The industry had to cut most of its staff with reduced clientele. The remaining staff had their bonuses stripped off and in some cases received pay cuts. With a reduction in the client capacity that can receive services at a time, even the working hours of employees were reduced to accommodate the guidelines.
Staying open around the clock
Salons had to improvise to maintain their cash flow with the capacity of clients reduced. Staying open throughout is one way they ensured the provision of services to their clients. Salons and barbershops had long waiting lists and clients did not mind going in for a service at any time of the day or night.
Freelance services or in-home visits
Most hairstylists embraced freelancing as a flexible approach to keeping their revenue up. They complemented the freelance services by relying on mobile services for the referral of clients and maintaining clients.
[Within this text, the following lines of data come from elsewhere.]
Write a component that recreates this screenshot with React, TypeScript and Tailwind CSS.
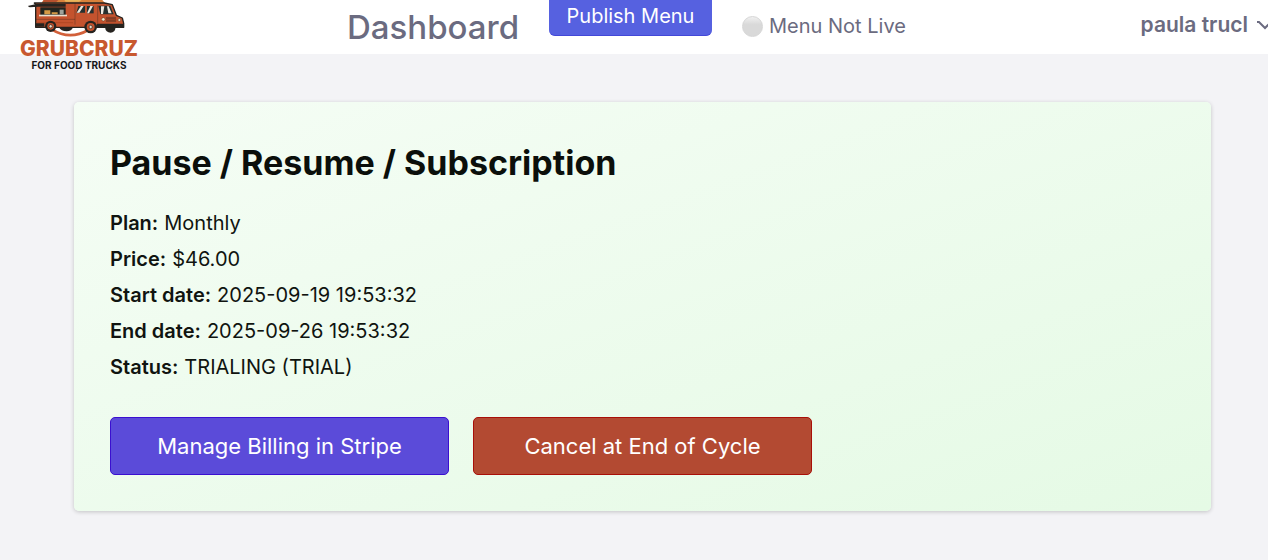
import React from 'react';
import clsx from 'clsx';

const details = [
  { label: 'Plan', value: 'Monthly' },
  { label: 'Price', value: '$46.00' },
  { label: 'Start date', value: '2025-09-19 19:53:32' },
  { label: 'End date', value: '2025-09-26 19:53:32' },
  { label: 'Status', value: 'TRIALING (TRIAL)' },
];

function TruckArt() {
  return (
    <svg viewBox="84 0 312 117" className="h-[39px] w-[104px]" aria-hidden="true">
      <path d="M158 88 Q212 122 268 90" fill="none" stroke="#d2603a" strokeWidth="8" />
      <path d="M134 0 H310 L318 9 H128 Z" fill="#d9823c" />
      <path d="M134 0 H178 L172 6 H130 Z" fill="#b7502e" />
      <path d="M196 0 H248 L240 5 H200 Z" fill="#e9b65c" />
      <path d="M106 9 H316 L340 14 L352 46 L370 54 L374 70 V82 H110 V14 Z" fill="#c4532e" stroke="#26231f" strokeWidth="4" strokeLinejoin="round" />
      <path d="M228 10 V74 M110 58 H228 M296 16 V70" stroke="#26231f" strokeWidth="1" fill="none" />
      <path d="M112 68 H222" stroke="#a8431f" strokeWidth="2" />
      <rect x="124" y="22" width="76" height="23" fill="#22251f" />
      <path d="M86 18 L112 12 H200 V20 H118 L92 22 Z" fill="#26231f" />
      <path d="M136 31 H154 V43 H136 Z M158 37 H176 V43 H158 Z" fill="#d69a45" />
      <path d="M182 29 H194 V43 H182 Z" fill="#9fa29a" />
      <rect x="120" y="44" width="84" height="5" fill="#e9dfce" />
      <path d="M238 18 H258 V38 H232 Z" fill="#26302f" />
      <path d="M246 18 H254 L241 38 H233 Z" fill="#eee9df" />
      <path d="M264 18 H284 V40 H264 Z" fill="#26302f" />
      <path d="M274 18 H282 L270 40 H264 Z" fill="#eee9df" />
      <path d="M298 17 H334 L344 43 H304 Z" fill="#26302f" />
      <path d="M306 19 H316 L312 42 H306 Z M324 19 H329 L338 40 H328 Z" fill="#eee9df" />
      <path d="M322 52 H350 V65 H322 Z" fill="#a74627" stroke="#26231f" strokeWidth="1" />
      <path d="M324 56 H348 M324 61 H348" stroke="#26231f" strokeWidth="1" />
      <circle cx="313" cy="58" r="5" fill="#f4e5c6" stroke="#26231f" strokeWidth="1" />
      <circle cx="361" cy="60" r="4" fill="#f4e5c6" stroke="#26231f" strokeWidth="1" />
      <path d="M294 71 H375 V82 H294 Z M108 70 H136 V80 H108 Z" fill="#26231f" />
      <path d="M180 82 H222 Q218 94 203 94 Q186 94 180 82 M318 82 H350 Q348 98 335 98 Q320 98 318 82" fill="#26231f" />
      <circle cx="155" cy="79" r="17" fill="#26231f" />
      <circle cx="155" cy="79" r="10" fill="#c4532e" />
      <circle cx="155" cy="79" r="5" fill="#e9dfce" stroke="#26231f" strokeWidth="2" />
      <circle cx="275" cy="81" r="19" fill="#26231f" />
      <circle cx="275" cy="81" r="12" fill="#c4532e" />
      <circle cx="275" cy="81" r="5" fill="#e9dfce" stroke="#26231f" strokeWidth="2" />
    </svg>
  );
}

function Logo() {
  return (
    <a href="#" className="flex w-[116px] shrink-0 flex-col items-center whitespace-nowrap">
      <TruckArt />
      <span className="text-[21px] leading-5 font-extrabold text-[#c8582f]">GRUBCRUZ</span>
      <span className="text-[10px] leading-3 font-bold text-[#16161a]">FOR FOOD TRUCKS</span>
    </a>
  );
}

function Header() {
  return (
    <header className="flex h-[54px] items-start bg-white pl-[21px] text-[#6b6b80]">
      <Logo />
      <h2 className="ml-[210px] w-[172px] shrink-0 text-[33px] leading-[54px] font-medium whitespace-nowrap">
        Dashboard
      </h2>
      <button
        type="button"
        className="ml-[30px] h-9 w-[163px] shrink-0 rounded-b-md border-b border-[#4348d8] bg-[#5661e0] pb-1 text-xl leading-8 whitespace-nowrap text-white"
      >
        Publish Menu
      </button>
      <div className="ml-[30px] flex items-center gap-[6px] text-xl leading-[53px] whitespace-nowrap">
        <span className="size-[21px] rounded-full border border-[#d6d6d6] bg-linear-to-b from-[#f0f0f0] to-[#d9d9d9] to-40%" />
        Menu Not Live
      </div>
      <button
        type="button"
        className="ml-auto flex shrink-0 items-center gap-2 text-[21px] leading-[49px] font-semibold whitespace-nowrap"
      >
        paula trucl
        <span className="flex w-3 overflow-hidden">
          <svg viewBox="0 0 16 10" className="h-[10px] w-4 shrink-0" fill="none" aria-hidden="true">
            <path d="M1 2 H3 L9 8 L15 2" stroke="currentColor" strokeWidth="2" />
          </svg>
        </span>
      </button>
    </header>
  );
}

type ActionButtonProps = { text: string; color: string };

function ActionButton({ text, color }: ActionButtonProps) {
  return (
    <button
      type="button"
      className={clsx('h-[58px] w-[339px] rounded-[5px] border text-[22px] whitespace-nowrap text-white', color)}
    >
      {text}
    </button>
  );
}

export default function App() {
  return (
    <div className="min-h-screen overflow-x-hidden bg-[#f3f3f6] font-['Inter',sans-serif]">
      <Header />
      <main className="pt-12 pr-[57px] pb-12 pl-[74px]">
        <section className="rounded-[5px] bg-linear-160 from-[#f5fdf5] to-[#e5fae5] px-9 pt-9 pb-9 shadow-[0_1px_4px_rgba(0,0,0,0.2)]">
          <h1 className="text-[34px] leading-[50px] font-bold text-[#0b0f0b]">Pause / Resume / Subscription</h1>
          <dl className="mt-[17px] text-xl leading-9 text-[#101410]">
            {details.map(({ label, value }) => (
              <div key={label} className="flex gap-[6px]">
                <dt className="font-semibold">{label}:</dt>
                <dd>{value}</dd>
              </div>
            ))}
          </dl>
          <div className="mt-8 flex flex-wrap gap-6">
            <ActionButton text="Manage Billing in Stripe" color="border-[#3a0fd0] bg-[#5b4bd9]" />
            <ActionButton text="Cancel at End of Cycle" color="border-[#a80f08] bg-[#b34a32]" />
          </div>
        </section>
      </main>
    </div>
  );
}
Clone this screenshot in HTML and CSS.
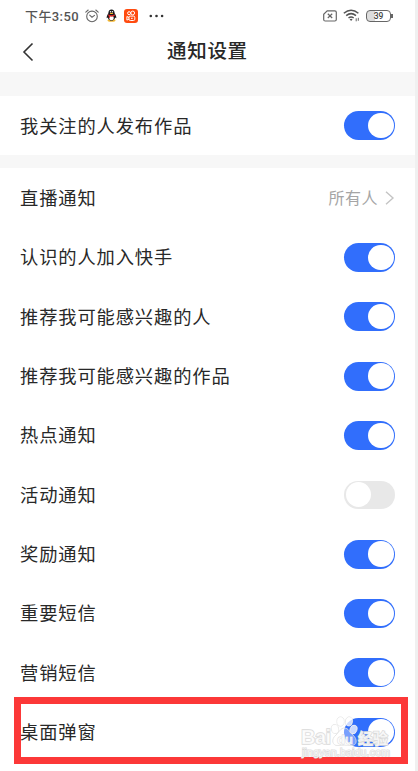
FILE: index.html
```html
<!DOCTYPE html>
<html lang="zh-CN">
  <head>
    <meta charset="UTF-8" />
    <meta name="viewport" content="width=device-width, initial-scale=1.0" />
    <title>通知设置</title>
    <link rel="stylesheet" href="styles.css">
  </head>
  <body>
    <div class="screen">
      <div class="status-bar">
        <span class="time">下午3:50</span>
        <svg class="alarm" width="14" height="14" viewBox="0 0 14 14" fill="none" stroke="#666" stroke-width="1.1" stroke-linecap="round">
          <circle cx="7" cy="7.4" r="5.3" />
          <path d="M.8 3.2 3.2 1M13.2 3.2 10.8 1M4.7 6.2 7 8.2l2.5-1.8" />
        </svg>
        <svg class="penguin" width="11" height="13" viewBox="0 0 11 13">
          <ellipse cx="5.5" cy="11.4" rx="4" ry="1.3" fill="#f2b632" />
          <path d="M5.5.4C3.5.4 2.3 1.9 2.4 4.2 1.3 6 .5 7.4.7 9.2l1-.7c.5 2 2 3.2 3.8 3.2s3.3-1.2 3.8-3.2l1 .7c.2-1.8-.6-3.2-1.7-5C8.7 1.9 7.5.4 5.5.4z" fill="#16181c" />
          <ellipse cx="5.5" cy="9" rx="2.3" ry="2.2" fill="#fff" />
          <circle cx="4.5" cy="2.8" r=".7" fill="#fff" />
          <circle cx="6.5" cy="2.8" r=".7" fill="#fff" />
          <ellipse cx="5.5" cy="4.4" rx="1.7" ry=".6" fill="#f2b632" />
          <path d="M2.2 5.300c2 1.200 4.600 1.200 6.600 0v1.500c-1.600.8-3.300 1-4.800.7v1.300H2.800V6.900l-.6-.3z" fill="#dc2a2a" />
        </svg>
        <svg class="kuaishou" width="14" height="14" viewBox="0 0 14 14">
          <rect width="14" height="14" rx="3" fill="#ff4b10" />
          <g fill="none" stroke="#fff" stroke-width="1">
            <circle cx="5.1" cy="4.2" r="1.5" />
            <circle cx="8.7" cy="4" r="1.9" />
            <rect x="5" y="7.1" width="5.8" height="4.4" rx="1.3" />
            <path d="M5 8.5 2.9 7.5v3.600L5 10.1M7 9.3h1.7" />
          </g>
        </svg>
        <svg class="more" width="15" height="4" viewBox="0 0 15 4" fill="#333">
          <circle cx="1.8" cy="2" r="1.3" />
          <circle cx="7.5" cy="2" r="1.3" />
          <circle cx="13.1" cy="2" r="1.3" />
        </svg>
        <div class="status-right">
          <svg width="14" height="12" viewBox="0 0 14 12" fill="none" stroke="#666" stroke-width="1.2">
            <path d="M4.2.8h7.6q1.5 0 1.5 1.5v7.200q0 1.5-1.5 1.5H2.200Q.7 11 .7 9.500V4.200z" />
            <path d="m4.800 3.800 4.400 4.200M9.200 3.800 4.800 8" />
          </svg>
          <svg width="17" height="13" viewBox="0 0 17 13" fill="none" stroke="#555" stroke-width="1.5">
            <path d="M.8 4.300q7.300-6.200 14.600 0M3.200 6.700q4.900-4.100 9.800 0M5.500 9q2.600-2 5.200 0" />
            <path d="m6.600 10.200 1.500 1.700 1.500-1.700q-1.500-1-3 0z" fill="#555" stroke="none" />
            <path d="M13.200 9.300v3M15.300 8.800v3" stroke-width=".9" />
          </svg>
          <div class="battery">39</div>
        </div>
      </div>

      <div class="header">
        <svg class="back" width="12" height="20" viewBox="0 0 12 20" fill="none" stroke="#333" stroke-width="1.6">
          <path d="M10.500 1.500 2 10l8.500 8.500" />
        </svg>
        <h1>通知设置</h1>
      </div>

      <div class="group">
        <div class="row"><span>我关注的人发布作品</span><div class="switch on"></div></div>
      </div>

      <div class="group list">
        <div class="row">
          <span>直播通知</span>
          <div class="value">
            <span>所有人</span>
            <svg width="10" height="16" viewBox="0 0 10 16" fill="none" stroke="#c4c4c4" stroke-width="1.4">
              <path d="m1 1.700 7 6.300-7 6.300" />
            </svg>
          </div>
        </div>
        <div class="row"><span>认识的人加入快手</span><div class="switch on"></div></div>
        <div class="row"><span>推荐我可能感兴趣的人</span><div class="switch on"></div></div>
        <div class="row"><span>推荐我可能感兴趣的作品</span><div class="switch on"></div></div>
        <div class="row"><span>热点通知</span><div class="switch on"></div></div>
        <div class="row"><span>活动通知</span><div class="switch"></div></div>
        <div class="row"><span>奖励通知</span><div class="switch on"></div></div>
        <div class="row"><span>重要短信</span><div class="switch on"></div></div>
        <div class="row"><span>营销短信</span><div class="switch on"></div></div>
        <div class="row"><span>桌面弹窗</span><div class="switch on"></div></div>
      </div>

      <div class="highlight"></div>

      <svg class="watermark" width="100" height="52" viewBox="0 0 100 52">
        <ellipse cx="35" cy="19" rx="3.500" ry="4.500" transform="rotate(-15 35 19)" />
        <ellipse cx="40.500" cy="11.500" rx="3.500" ry="4.500" />
        <ellipse cx="49" cy="11.500" rx="3.500" ry="4.500" transform="rotate(10 49 11.500)" />
        <ellipse cx="53.500" cy="19.500" rx="3.500" ry="4.500" transform="rotate(20 53.500 19.500)" />
        <path class="pad" d="M44.500 18c-4 0-5 4-8.500 7-5 4-4 11 2 10.500 4-.5 9-.5 13 0 6 .5 7-6 2-10.500-3.500-3-4.500-7-8.500-7z" />
        <text class="brand" x="1" y="34" textLength="30">Bai</text>
        <text class="du" x="37" y="33.500" textLength="16">du</text>
        <text class="brand-cn" x="58" y="34" textLength="30">经验</text>
        <text class="site" x="2" y="46" textLength="88">jingyan.baidu.com</text>
      </svg>
    </div>
  </body>
</html>
```
FILE: styles.css
```css
* {
  box-sizing: border-box;
}

body {
  margin: 0;
  background: #f0f0f0;
  font-family: "Noto Sans CJK SC", sans-serif;
  color: #282828;
}

.screen {
  position: relative;
  width: 415px;
  height: 771px;
  background: #f7f7f7;
  overflow: hidden;
}

.status-bar {
  display: flex;
  align-items: center;
  height: 31px;
  padding: 0 22px 0 25px;
  background: #fff;
}

.time {
  width: 60px;
  padding-bottom: 1px;
  font-family: Roboto, "Noto Sans CJK SC", sans-serif;
  font-size: 13px;
  font-weight: 500;
  letter-spacing: 0.4px;
  white-space: nowrap;
  color: #555;
}

.penguin {
  margin-left: 7px;
}

.kuaishou {
  margin-left: 7px;
}

.more {
  margin-left: 11px;
}

.status-right {
  display: flex;
  align-items: center;
  gap: 6px;
  margin-left: auto;
}

.battery {
  position: relative;
  width: 25px;
  height: 12px;
  margin-right: 2px;
  border: 1.5px solid #666;
  border-radius: 4px;
  background: linear-gradient(90deg, #ddd 36%, #fff 36%);
  font-family: Roboto, sans-serif;
  font-size: 8.5px;
  font-weight: 500;
  line-height: 10px;
  text-align: center;
  color: #444;
}

.battery::after {
  content: "";
  position: absolute;
  right: -3px;
  top: 3px;
  width: 2px;
  height: 4px;
  background: #666;
}

.header {
  display: flex;
  align-items: center;
  height: 41px;
  padding-left: 22px;
  background: #fff;
}

.header h1 {
  margin: 0 0 0 133px;
  padding-bottom: 3px;
  font-size: 19.5px;
  font-weight: 500;
  line-height: 38px;
  letter-spacing: 0.7px;
}

.group {
  margin-top: 24px;
  padding: 0 20px;
  background: #fff;
}

.list {
  margin-top: 13px;
  height: 603px;
}

.row {
  display: flex;
  align-items: center;
  justify-content: space-between;
  height: 59.35px;
  font-size: 18.3px;
  letter-spacing: 0.86px;
}

.row span {
  padding-bottom: 2px;
}

.value {
  display: flex;
  align-items: center;
  gap: 7px;
  font-size: 16px;
  letter-spacing: 0.5px;
  color: #a5a5a5;
}

.switch {
  display: flex;
  align-items: center;
  width: 51px;
  height: 28px;
  padding: 0 1.5px;
  border-radius: 15px;
  background: #e8e8e8;
}

.switch::before {
  content: "";
  width: 25.5px;
  height: 25.5px;
  border-radius: 50%;
  background: #fff;
}

.switch.on {
  justify-content: flex-end;
  height: 29px;
  background: #316efc;
}

/* red frame drawn over the last row */
.highlight {
  position: absolute;
  left: 14px;
  top: 697px;
  width: 394px;
  height: 67px;
  border: 7px solid #fc3838;
}

.watermark {
  position: absolute;
  left: 300px;
  top: 710px;
  fill: #fff;
  fill-opacity: 0.75;
  stroke: #dadada;
  stroke-width: 0.8px;
  font-family: "Liberation Sans", "Noto Sans CJK SC", sans-serif;
  paint-order: stroke;
}

.watermark .pad {
  fill-opacity: 0.35;
}

.brand {
  font-size: 20px;
  font-weight: bold;
  stroke-width: 1.4px;
}

.du {
  font-size: 13px;
  font-weight: bold;
}

.brand-cn {
  font-family: "Noto Sans CJK SC", sans-serif;
  font-size: 15px;
  font-weight: bold;
  stroke-width: 1.4px;
}

.site {
  font-size: 10.5px;
  stroke-width: 1.2px;
}
```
The stylists go to their client’s homes to deliver the freelance services at an increased fee to cater for their transportation costs.
Freelance fees are much higher than the normal salon rates and most stylists do not feel like returning to salons as freelancing proved more profitable and flexible. Most people are also choosing to receive these services at the comfort of their homes where they feel safe and with their favorite stylist.
The Covid restrictions led to fewer clients and this led to a more streamlined menu. Services that took longer hours were stripped off the menu with new services introduced that took less time but still provided clients with the best services they needed.
Hairstylists becoming consumers’ product advisers
With people under quarantine and social distancing protocols taking effect, people could not visit salons and instead turned to their hairstylists for product advice. Hairdressers shifted to advisors by helping consumers find the best products and helping them with tutorials on how to work their DIY hairstyling kits. This helped consumers to continue maintaining and styling their hair at home.